Visual metonymy and leadership through the Sphinx in Punch
Turning to Punch, the following presents how forms of visual metonymy (Table 1) manifest in significations of leadership and the ways in which they interact with metaphor. The section examines milestones in deployments of the Sphinx and the symbolic motifs in which it is included.

Punch Magazine Cartoon Archive.
The second cartoon (Image 2, 24 February 1876) continues the narrative on the same event. The traditional place of the Sphinx near the pyramids is now occupied by the British Lion (symbol of Great Britain), which holds the key to India and The Lion’s Share (a metaphor for extensive possession). Two dynamics are at play. The first is based on metonymy’s role in shaping presence. Metonymy works by replacement (here of the Sphinx by the Lion), offering proxy (whereby the location signifies British power in Egypt, A7). The Sphinx is an absent-presence—its exclusion lending meaning to what is included. Second, British 19th-century cartoons on foreign affairs often emphasized difference to unify the nation, “pitting the lion against the lesser animals of other nations” (Kemnitz, 1973: 90). Accordingly, the lion here is no longer part of the Egyptian Sphinx and has been detached from it.

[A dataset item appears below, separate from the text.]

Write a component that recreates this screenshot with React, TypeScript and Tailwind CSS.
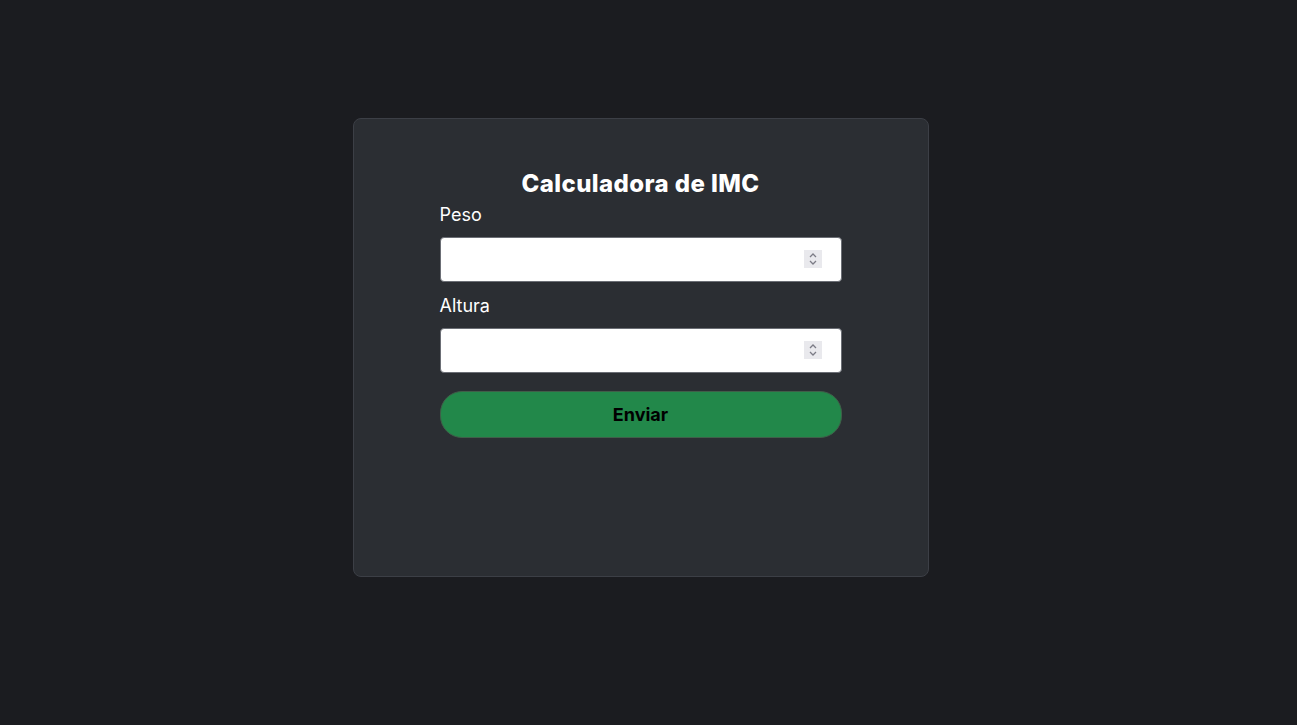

As a new, proud, and powerful owner, it looks the other way during the economic exchange. The tag-line, Gare à qui la touche! deploys the second part of “God has given it to me, beware whoever touches it,” reportedly Napoleon’s declaration of regal ownership as divine right when he took the Iron Crown of Lombardy (A1) as King of Italy in 1805.

Punch Magazine Cartoon Archive.
Three quarters of a century later (25 February 1953), Punch published a cartoon (Image 3) in which the Sphinx has been reheaded. In a parody of a parody, this verso of Image 1 flips from the leader liaising with a corrupt guardian Sphinx, to the leader as Sphinx (through the head of Mohammad Naguib, Egypt’s first president). Three metonymies are at work: the Sphinx for Egypt (as nation A6), head for leader (A8), and leader for nation (C1). The hand metonymically stands for ownership (A11), reclaiming the “key” to the Suez Canal from British Foreign Secretary, Antony Eden, as he is reminded of the shared secret. The tag-line, O, Wither hast thou led me, Egypt? is from Shakespeare’s Antony and Cleopatra. Egypt here is a verbal metonym for Cleopatra (D1) (Riad, 2011). Though Naguib was the first modern Egyptian leader signified by the Sphinx in cartoons, Disraeli had beaten him to it. So we return in time.

Punch Magazine Cartoon Archive.
Reheaded with Disraeli, the Sphinx (Image 4, 15 July 1876) is on a pedestal, an offshore version. Disraeli’s second term had been dominated by the Eastern Question, the decay of the Ottoman Empire and the perceived threat that Russia and other countries would gain from its demise. He would not comment on Government’s policy, hence The Sphinx is Silent. Here the metonymic strategy of reheading (A1, B1) is deployed toward a different meaning through “linguistic anchoring” (labeling that fixes meaning of a potentially ambiguous image; El Refaie, 2003). The Sphinx stands for silence through its mouth of stone (A9).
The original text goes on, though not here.